Prompt: Locate each line holding the string "this" and copy it.

Given records:
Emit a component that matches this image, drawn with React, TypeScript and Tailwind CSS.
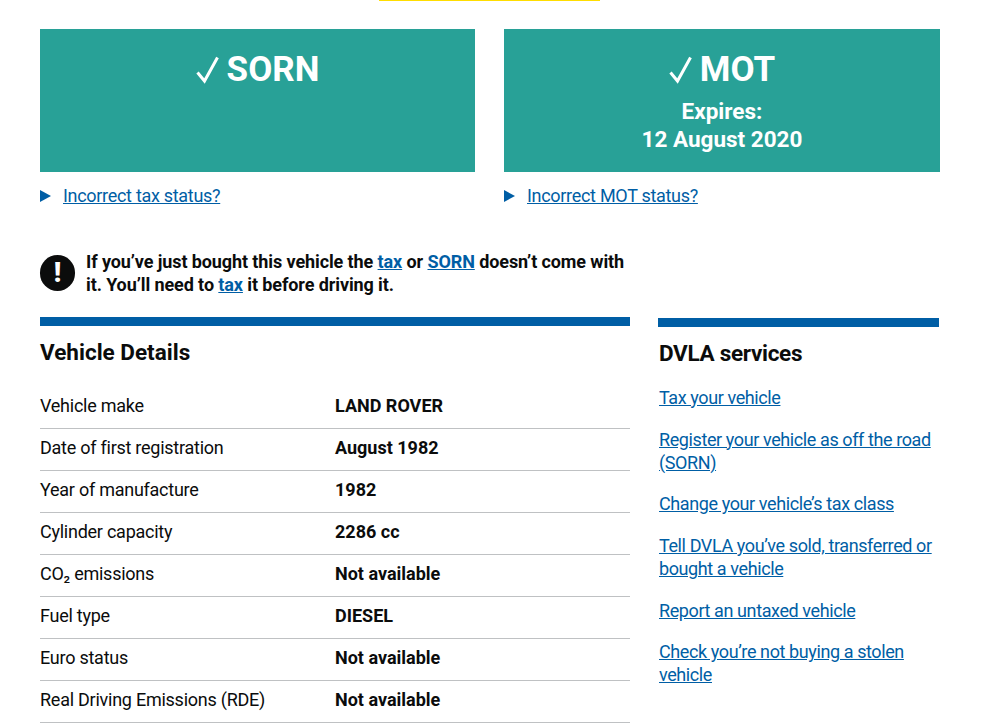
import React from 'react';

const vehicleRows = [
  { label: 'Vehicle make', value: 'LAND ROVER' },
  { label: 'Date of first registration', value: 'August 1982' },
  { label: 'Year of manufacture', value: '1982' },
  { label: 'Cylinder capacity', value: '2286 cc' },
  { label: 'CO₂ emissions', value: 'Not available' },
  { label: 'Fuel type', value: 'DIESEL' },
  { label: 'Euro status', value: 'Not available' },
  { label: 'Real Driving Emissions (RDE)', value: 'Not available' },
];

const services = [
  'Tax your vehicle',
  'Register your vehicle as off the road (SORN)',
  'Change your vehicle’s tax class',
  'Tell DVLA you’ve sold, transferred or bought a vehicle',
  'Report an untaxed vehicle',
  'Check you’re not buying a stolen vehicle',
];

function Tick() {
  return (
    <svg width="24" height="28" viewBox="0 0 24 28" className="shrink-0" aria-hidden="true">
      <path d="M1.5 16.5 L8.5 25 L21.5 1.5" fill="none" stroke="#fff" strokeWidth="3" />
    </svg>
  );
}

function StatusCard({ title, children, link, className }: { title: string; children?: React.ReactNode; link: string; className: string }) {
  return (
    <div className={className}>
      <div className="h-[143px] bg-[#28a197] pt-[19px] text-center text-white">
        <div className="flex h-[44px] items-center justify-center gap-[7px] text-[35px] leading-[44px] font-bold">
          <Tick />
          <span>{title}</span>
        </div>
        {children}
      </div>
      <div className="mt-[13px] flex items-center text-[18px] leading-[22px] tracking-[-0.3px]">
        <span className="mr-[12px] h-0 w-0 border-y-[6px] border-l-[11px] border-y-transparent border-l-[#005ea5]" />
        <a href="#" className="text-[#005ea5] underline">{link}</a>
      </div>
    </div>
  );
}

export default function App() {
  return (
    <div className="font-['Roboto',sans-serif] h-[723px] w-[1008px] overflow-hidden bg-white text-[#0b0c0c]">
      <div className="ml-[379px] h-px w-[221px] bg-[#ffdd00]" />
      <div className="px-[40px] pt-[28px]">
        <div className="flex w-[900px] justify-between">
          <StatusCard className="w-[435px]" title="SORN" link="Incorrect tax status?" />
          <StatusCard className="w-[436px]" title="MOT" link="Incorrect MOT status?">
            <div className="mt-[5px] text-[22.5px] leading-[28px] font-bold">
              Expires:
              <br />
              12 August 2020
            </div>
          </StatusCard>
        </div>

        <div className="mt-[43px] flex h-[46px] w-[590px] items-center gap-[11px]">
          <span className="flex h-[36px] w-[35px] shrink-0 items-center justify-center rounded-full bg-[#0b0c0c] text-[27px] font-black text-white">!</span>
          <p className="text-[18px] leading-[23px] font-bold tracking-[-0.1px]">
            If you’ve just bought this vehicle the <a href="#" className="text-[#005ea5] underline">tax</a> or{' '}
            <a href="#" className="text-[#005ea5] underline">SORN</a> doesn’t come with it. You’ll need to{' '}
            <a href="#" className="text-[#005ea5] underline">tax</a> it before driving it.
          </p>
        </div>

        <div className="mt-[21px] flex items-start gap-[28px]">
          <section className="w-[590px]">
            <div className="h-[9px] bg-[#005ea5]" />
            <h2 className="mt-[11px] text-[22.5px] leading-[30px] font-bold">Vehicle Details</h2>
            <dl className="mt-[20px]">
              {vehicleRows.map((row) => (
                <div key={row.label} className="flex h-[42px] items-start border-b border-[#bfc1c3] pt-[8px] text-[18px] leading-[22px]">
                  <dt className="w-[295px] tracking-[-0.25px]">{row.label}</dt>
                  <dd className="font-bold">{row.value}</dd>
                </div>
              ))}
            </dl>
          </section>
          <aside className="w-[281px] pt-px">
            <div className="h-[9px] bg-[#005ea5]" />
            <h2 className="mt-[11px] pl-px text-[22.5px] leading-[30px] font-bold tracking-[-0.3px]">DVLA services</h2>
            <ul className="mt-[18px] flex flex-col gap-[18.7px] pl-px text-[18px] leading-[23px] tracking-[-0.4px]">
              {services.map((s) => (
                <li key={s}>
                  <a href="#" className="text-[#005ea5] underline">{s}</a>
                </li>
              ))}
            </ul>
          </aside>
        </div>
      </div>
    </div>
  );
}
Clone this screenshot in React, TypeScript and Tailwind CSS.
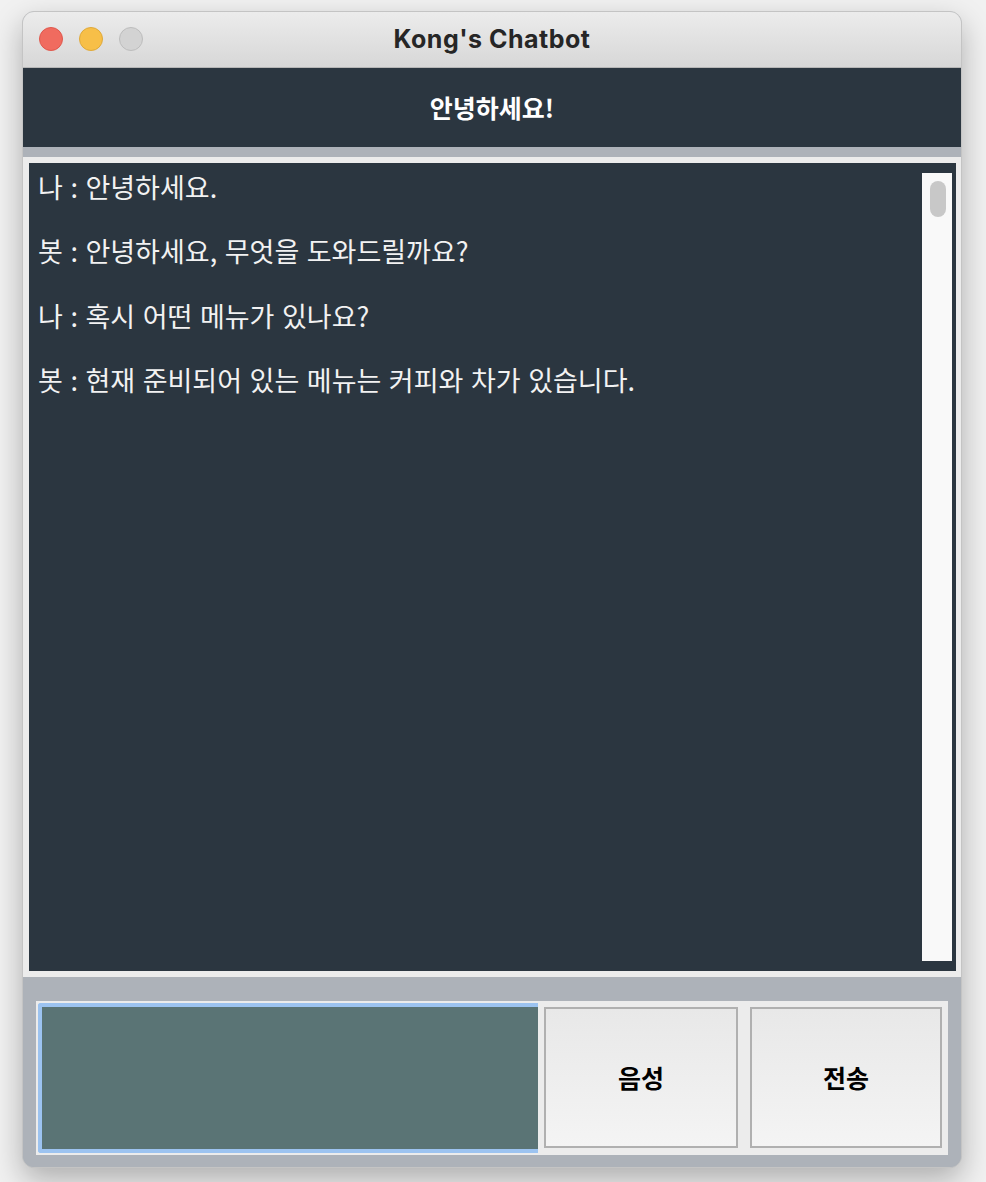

Exercise output:
Emit a component that matches this image, drawn with React, TypeScript and Tailwind CSS.
            If you’ve just bought this vehicle the <a href="#" className="text-[#005ea5] underline">tax</a> or{' '}
Clone this screenshot in React, TypeScript and Tailwind CSS.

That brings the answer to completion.